• _DIRECTIONS_
Retype all material exactly. Pictures stay out of the copy.

• _DATA EXTRACT_
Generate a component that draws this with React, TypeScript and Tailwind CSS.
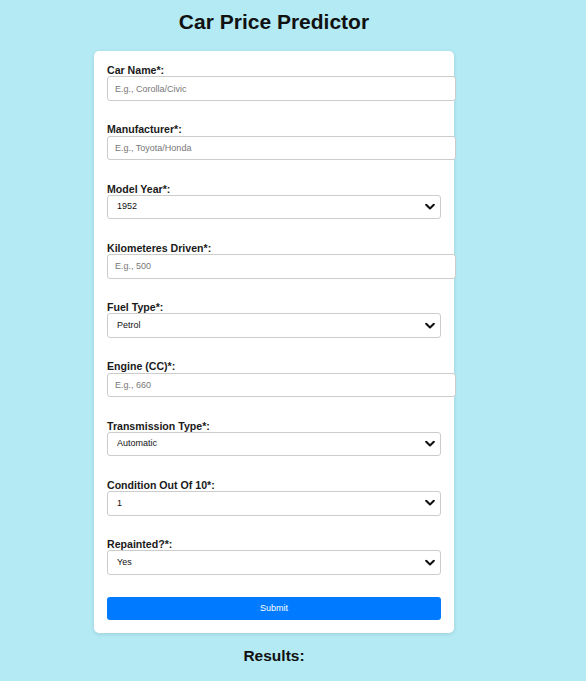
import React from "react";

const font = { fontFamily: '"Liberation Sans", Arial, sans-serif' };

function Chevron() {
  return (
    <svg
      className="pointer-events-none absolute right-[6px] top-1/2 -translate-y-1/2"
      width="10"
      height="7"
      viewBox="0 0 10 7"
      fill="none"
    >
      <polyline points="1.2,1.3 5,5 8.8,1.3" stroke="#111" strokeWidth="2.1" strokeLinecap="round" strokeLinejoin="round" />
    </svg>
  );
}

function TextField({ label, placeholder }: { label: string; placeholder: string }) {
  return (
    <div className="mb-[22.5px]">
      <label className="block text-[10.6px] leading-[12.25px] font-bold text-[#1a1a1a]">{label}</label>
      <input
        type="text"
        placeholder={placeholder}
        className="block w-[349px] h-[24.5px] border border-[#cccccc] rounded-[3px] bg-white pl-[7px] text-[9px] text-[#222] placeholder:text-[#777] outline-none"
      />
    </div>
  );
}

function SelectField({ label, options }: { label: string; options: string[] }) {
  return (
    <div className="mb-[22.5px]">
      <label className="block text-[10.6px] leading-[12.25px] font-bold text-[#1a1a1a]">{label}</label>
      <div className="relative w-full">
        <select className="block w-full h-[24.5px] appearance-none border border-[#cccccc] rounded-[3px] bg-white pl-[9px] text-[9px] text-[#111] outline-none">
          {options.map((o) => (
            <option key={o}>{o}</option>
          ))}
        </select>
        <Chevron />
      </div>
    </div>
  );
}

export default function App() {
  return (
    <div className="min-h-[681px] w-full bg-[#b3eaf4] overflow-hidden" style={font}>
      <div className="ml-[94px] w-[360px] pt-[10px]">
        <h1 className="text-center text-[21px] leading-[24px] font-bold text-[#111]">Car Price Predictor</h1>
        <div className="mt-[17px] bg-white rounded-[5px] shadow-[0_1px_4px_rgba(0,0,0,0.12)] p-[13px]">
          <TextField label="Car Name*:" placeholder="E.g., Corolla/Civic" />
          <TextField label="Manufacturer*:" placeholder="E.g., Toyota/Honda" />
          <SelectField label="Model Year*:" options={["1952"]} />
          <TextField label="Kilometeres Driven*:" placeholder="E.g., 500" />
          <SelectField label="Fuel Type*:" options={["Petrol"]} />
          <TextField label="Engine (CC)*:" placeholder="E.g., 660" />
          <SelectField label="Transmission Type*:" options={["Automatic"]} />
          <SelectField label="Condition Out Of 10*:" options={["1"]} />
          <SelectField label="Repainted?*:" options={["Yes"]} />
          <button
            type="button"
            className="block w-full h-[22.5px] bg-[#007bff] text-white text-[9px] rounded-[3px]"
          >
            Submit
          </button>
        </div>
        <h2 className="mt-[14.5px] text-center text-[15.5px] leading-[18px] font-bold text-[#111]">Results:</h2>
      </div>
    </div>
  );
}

• _FULL ANSWER_
Generate a component that draws this with React, TypeScript and Tailwind CSS.
import React from "react";

const font = { fontFamily: '"Liberation Sans", Arial, sans-serif' };

function Chevron() {
  return (
    <svg
      className="pointer-events-none absolute right-[6px] top-1/2 -translate-y-1/2"
      width="10"
      height="7"
      viewBox="0 0 10 7"
      fill="none"
    >
      <polyline points="1.2,1.3 5,5 8.8,1.3" stroke="#111" strokeWidth="2.1" strokeLinecap="round" strokeLinejoin="round" />
    </svg>
  );
}

function TextField({ label, placeholder }: { label: string; placeholder: string }) {
  return (
    <div className="mb-[22.5px]">
      <label className="block text-[10.6px] leading-[12.25px] font-bold text-[#1a1a1a]">{label}</label>
      <input
        type="text"
        placeholder={placeholder}
        className="block w-[349px] h-[24.5px] border border-[#cccccc] rounded-[3px] bg-white pl-[7px] text-[9px] text-[#222] placeholder:text-[#777] outline-none"
      />
    </div>
  );
}

function SelectField({ label, options }: { label: string; options: string[] }) {
  return (
    <div className="mb-[22.5px]">
      <label className="block text-[10.6px] leading-[12.25px] font-bold text-[#1a1a1a]">{label}</label>
      <div className="relative w-full">
        <select className="block w-full h-[24.5px] appearance-none border border-[#cccccc] rounded-[3px] bg-white pl-[9px] text-[9px] text-[#111] outline-none">
          {options.map((o) => (
            <option key={o}>{o}</option>
          ))}
        </select>
        <Chevron />
      </div>
    </div>
  );
}

export default function App() {
  return (
    <div className="min-h-[681px] w-full bg-[#b3eaf4] overflow-hidden" style={font}>
      <div className="ml-[94px] w-[360px] pt-[10px]">
        <h1 className="text-center text-[21px] leading-[24px] font-bold text-[#111]">Car Price Predictor</h1>
        <div className="mt-[17px] bg-white rounded-[5px] shadow-[0_1px_4px_rgba(0,0,0,0.12)] p-[13px]">
          <TextField label="Car Name*:" placeholder="E.g., Corolla/Civic" />
          <TextField label="Manufacturer*:" placeholder="E.g., Toyota/Honda" />
          <SelectField label="Model Year*:" options={["1952"]} />
          <TextField label="Kilometeres Driven*:" placeholder="E.g., 500" />
          <SelectField label="Fuel Type*:" options={["Petrol"]} />
          <TextField label="Engine (CC)*:" placeholder="E.g., 660" />
          <SelectField label="Transmission Type*:" options={["Automatic"]} />
          <SelectField label="Condition Out Of 10*:" options={["1"]} />
          <SelectField label="Repainted?*:" options={["Yes"]} />
          <button
            type="button"
            className="block w-full h-[22.5px] bg-[#007bff] text-white text-[9px] rounded-[3px]"
          >
            Submit
          </button>
        </div>
        <h2 className="mt-[14.5px] text-center text-[15.5px] leading-[18px] font-bold text-[#111]">Results:</h2>
      </div>
    </div>
  );
}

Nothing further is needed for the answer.